数日後、スリランカに向けてコンゴを出発しました。到着して2日後、ヌワレ―エリヤ修道院に派遣され、そこで7か月を、そしてハットン修道院で、3か月を過ごしました。その10か月間は、修道院の活動に参加しながら、英語の勉強をしました。その後は、ムカラキリヤとマヒヤガンナに行きました。
スリランカの人々の多くは、仏教徒です。そしてそれ以外に、ヒンズー教やイスラム教の人々いますが、キリスト教徒は、ほんの少数に過ぎません。言語は、シンハラ語、タミール語、そして英語が使われています。本会はスリランカに、1886年に創立され、現在は16の修道院があります。全世界から、宣教体験のために、多くの有期誓願者や終生誓願者を受け入れている管区です。
スリランカに着いて、初めの頃は、苦しく、時間が経つのがとてもゆっくりに感じられました。スリランカとコンゴでは、気候も文化も食生活も何もかも全く異なり、その上、私はこの国の言葉を話すことも聞くこともできなかったので、コミュニケーションを取ることが本当に難しかったのです。しかし、時が経つにつれて、環境にも慣れ、少しずつコミュニケーションも取れるようになりました。

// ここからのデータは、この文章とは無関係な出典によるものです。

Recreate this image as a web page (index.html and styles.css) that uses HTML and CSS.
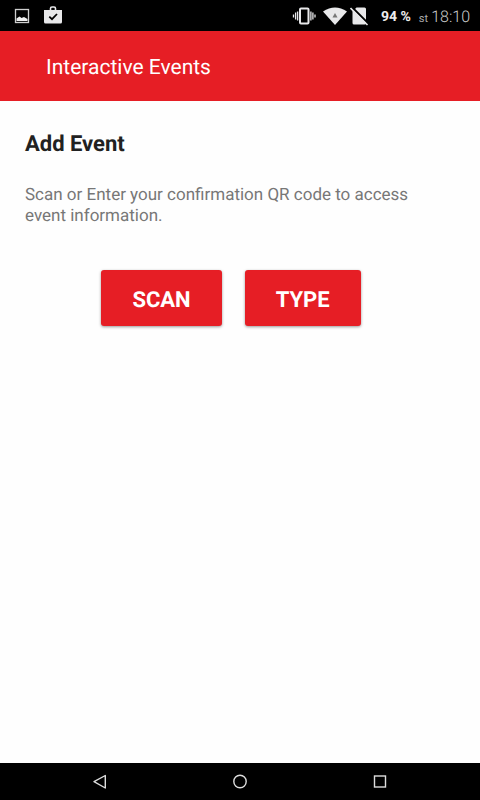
FILE: index.html
```html
<!DOCTYPE html>
<html lang="en">
<head>
<meta charset="utf-8">
<meta name="viewport" content="width=device-width, initial-scale=1">
<title>Interactive Events</title>
<link rel="stylesheet" href="styles.css">
</head>
<body>
<div class="status-bar">
  <div class="status-icons notifications">
    <svg width="16" height="16" viewBox="0 0 16 16" role="img" aria-label="Screenshot saved">
      <rect x="1.500" y="1.500" width="13" height="13" fill="none" stroke="#cfcfcf" stroke-width="1.3"/>
      <path d="M2.500 13V10.500L5.500 8.500L7.500 10L10 9L13.500 11V13Z" fill="#eee"/>
    </svg>
    <svg width="20" height="20" viewBox="0 0 20 20" role="img" aria-label="Apps updated">
      <path d="M6.500 5V2.500Q6.500 1 8 1H10Q11.500 1 11.500 2.500V5" fill="none" stroke="#e8e8ea" stroke-width="1.600"/>
      <path d="M0 4H18V16Q18 17.500 16.500 17.500H1.500Q0 17.500 0 16Z" fill="#e8e8ea"/>
      <path d="M5.300 10.600L8 13.200L13 8" fill="none" stroke="#000" stroke-width="1.800"/>
    </svg>
  </div>
  <div class="status-icons system">
    <svg width="24" height="20" viewBox="0 0 24 20" role="img" aria-label="Vibrate">
      <rect x="8" y="2.500" width="8.500" height="15" rx="1" fill="none" stroke="#e8e8ea" stroke-width="2"/>
      <path d="M1.500 8.500V11.500M3.600 6.500V13.500M5.600 5.500V14.500M18.900 5.500V14.500M20.900 6.500V13.500M23 8.500V11.500" fill="none" stroke="#e8e8ea" stroke-width="1.300"/>
    </svg>
    <svg class="wifi" width="24" height="20" viewBox="0 0 24 20" role="img" aria-label="Wi-Fi">
      <path d="M0 5.500Q12-2.500 24 5.500L12 19Z" fill="#e8e8ea"/>
      <path d="M12 7L14.500 11.500H9.500Z" fill="#777"/>
    </svg>
    <svg width="20" height="20" viewBox="0 0 20 20" role="img" aria-label="No SIM card">
      <path d="M2.500 5.500L6.500 1.500H14.500Q16 1.500 16 3V17Q16 18.500 14.500 18.500H4Q2.500 18.500 2.500 17Z" fill="#e8e8ea"/>
      <path d="M1.800 1L18.800 18" stroke="#000" stroke-width="2"/>
      <path d="M.5 2L17.500 19" stroke="#e8e8ea" stroke-width="1.600"/>
    </svg>
    <span class="battery">94 %</span>
    <span class="day">st</span>
    <time class="clock">18:10</time>
  </div>
</div>
<header class="app-bar">Interactive Events</header>
<main class="content">
  <h1 class="title">Add Event</h1>
  <p class="hint">Scan or Enter your confirmation QR code to access event information.</p>
  <div class="actions">
    <button class="action" type="button">SCAN</button>
    <button class="action" type="button">TYPE</button>
  </div>
</main>
<nav class="nav-bar" aria-label="System navigation">
  <button class="nav-button" type="button" aria-label="Back">
    <svg width="16" height="16" viewBox="0 0 16 16"><path d="M13.300 1.500V14L2 7.700Z" fill="none" stroke="#ddd" stroke-width="1.400" stroke-linejoin="round"/></svg>
  </button>
  <button class="nav-button" type="button" aria-label="Home">
    <svg width="16" height="16" viewBox="0 0 16 16"><circle cx="8" cy="7.500" r="6.200" fill="none" stroke="#ddd" stroke-width="1.400"/></svg>
  </button>
  <button class="nav-button" type="button" aria-label="Recent apps">
    <svg width="16" height="16" viewBox="0 0 16 16"><rect x="2.500" y="2" width="11" height="11" fill="none" stroke="#ddd" stroke-width="1.400"/></svg>
  </button>
</nav>
</body>
</html>
```
FILE: styles.css
```css
* {
  box-sizing: border-box;
}

body {
  margin: 0;
  min-height: 100vh;
  display: flex;
  flex-direction: column;
  background: #fefefe;
  font-family: Roboto, "Liberation Sans", sans-serif;
  text-rendering: geometricPrecision;
}

svg {
  display: block;
}

.status-bar {
  display: flex;
  justify-content: space-between;
  align-items: center;
  height: 31px;
  padding: 0 10px 0 14px;
  background: #000;
  color: #eee;
}

.status-icons {
  display: flex;
  align-items: center;
}

.notifications {
  gap: 14px;
}

.wifi {
  margin: 0 3px 0 7px;
}

.battery {
  margin: 2px 8px 0 11px;
  font-size: 14px;
  font-weight: 700;
}

.day {
  margin: 5px 3px 0 0;
  font-size: 11px;
  color: #aaa;
}

.clock {
  margin-top: 2px;
  font-size: 16px;
  font-weight: 300;
  color: #ccc;
}

.app-bar {
  display: flex;
  align-items: center;
  height: 70px;
  padding: 4px 46px 0;
  background: #e61e25;
  color: #fff;
  font-size: 21px;
}

.content {
  flex: 1;
  padding: 30px 43px 30px 25px;
}

.title {
  margin: 0;
  font-size: 22px;
  line-height: 28px;
  color: #212121;
}

.hint {
  margin: 26px 0 0;
  font-size: 17px;
  line-height: 21px;
  color: #777;
}

.actions {
  display: flex;
  justify-content: center;
  gap: 23px;
  margin-top: 43px;
}

.action {
  height: 56px;
  padding: 4px 31px 0;
  border: 0;
  border-radius: 3px;
  background: #e61e25;
  box-shadow: 0 1px 3px rgba(0, 0, 0, 0.4);
  color: #fff;
  font: 700 22px Roboto, "Liberation Sans", sans-serif;
  text-rendering: inherit;
}

.nav-bar {
  display: flex;
  justify-content: center;
  gap: 92px;
  height: 37px;
  background: #000;
}

.nav-button {
  display: grid;
  place-items: center;
  width: 48px;
  padding: 0;
  border: 0;
  background: none;
}
```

スリランカでの私の生活はどのようなものだったのでしょうか。
私たちの会憲には、「共同体における聖体の現存と福音に基づく兄弟的生活、祈り、苦しみの奉献は、福音化の基本的なかたちであり、時として、これが唯一の可能性となります。」(会憲38)という言葉がありますが、私のスリランカでの宣教は、祈り、生活の証しや小さな奉仕に限られていました。私は言葉のせいで、役立たずの無能の人のように感じられましたが、同時に、この生活の中でも、宣教者としての喜びを感じていました。この体験を通して、宣教が、「すること」ばかりではなく、シスターたちや周りの人々に対する「あり方」が大切なのだと分からせて頂いたことは大きなお恵みだと思っています。
言葉の限界があり、人々と深いかかわりを築くことはできませんでしたが、新しい友達を作ることもできました。‘kohomade’(お元気ですか)や‘hodaye’(元気です)などの挨拶を交わし、‘oyagenamemokade’(お名前は)などで、少しずつかかわりを作っていきました。マヒヤガンナでは、近所のハリ氏が、世界宣教に興味を持ち、アフリカの宣教について知りたがっておられましたので、毎日片言の英語で話しをしました。言葉の問題で、きちんとした説明はできなかったのは残念でしたが、心を通い合わせることができたことはうれしかったです。
カトリックが多数派の地方で育った私にとって、キリスト教が少数派であるスリランカでのシスターたちの宣教の様子を見させて頂いたのは、とても幸いなことでした。大部分が仏教徒である中での宣教は、本当にデリケートなことだということを体験しました。シスターたちは、人々にキリストの姿を見せられるように努力しておられます。アジア大陸の宣教を体験する機会を頂いたことは、本当にすばらしいことでした。
ここでの体験を通して、私は、宗教、言葉、文化の違いが共に生きる障害にならないことを実感させて頂きました。必要なことは、愛と相手を思いやる心遣いなのだと思います。私は、以前は言葉を通して初めてコミュニケーションが取れると思っていましたが、私たちの沈黙の存在が、言葉以上に力があるということを体験しました。
有期誓願者として、ここでたいへんすばらしい養成の機会を頂いたことを感謝しています。この体験を通して、自分が頂いている神の恵みを再発見し、それを生き、喜びと困難を通して、FMMのカリスマの理解を深めることができました。私たちの宣教者のカリスマが、困難さは伴いますが、とても豊かなものであることを再確認いたしました。これからの生活の中で、この体験の恵みを生かしていくことができますように。最後になりましが、この体験を支えてくださった多くの方々に心からの感謝をお伝えしたいと思います。神様の豊かな祝福がお一人お一人の上にありますように!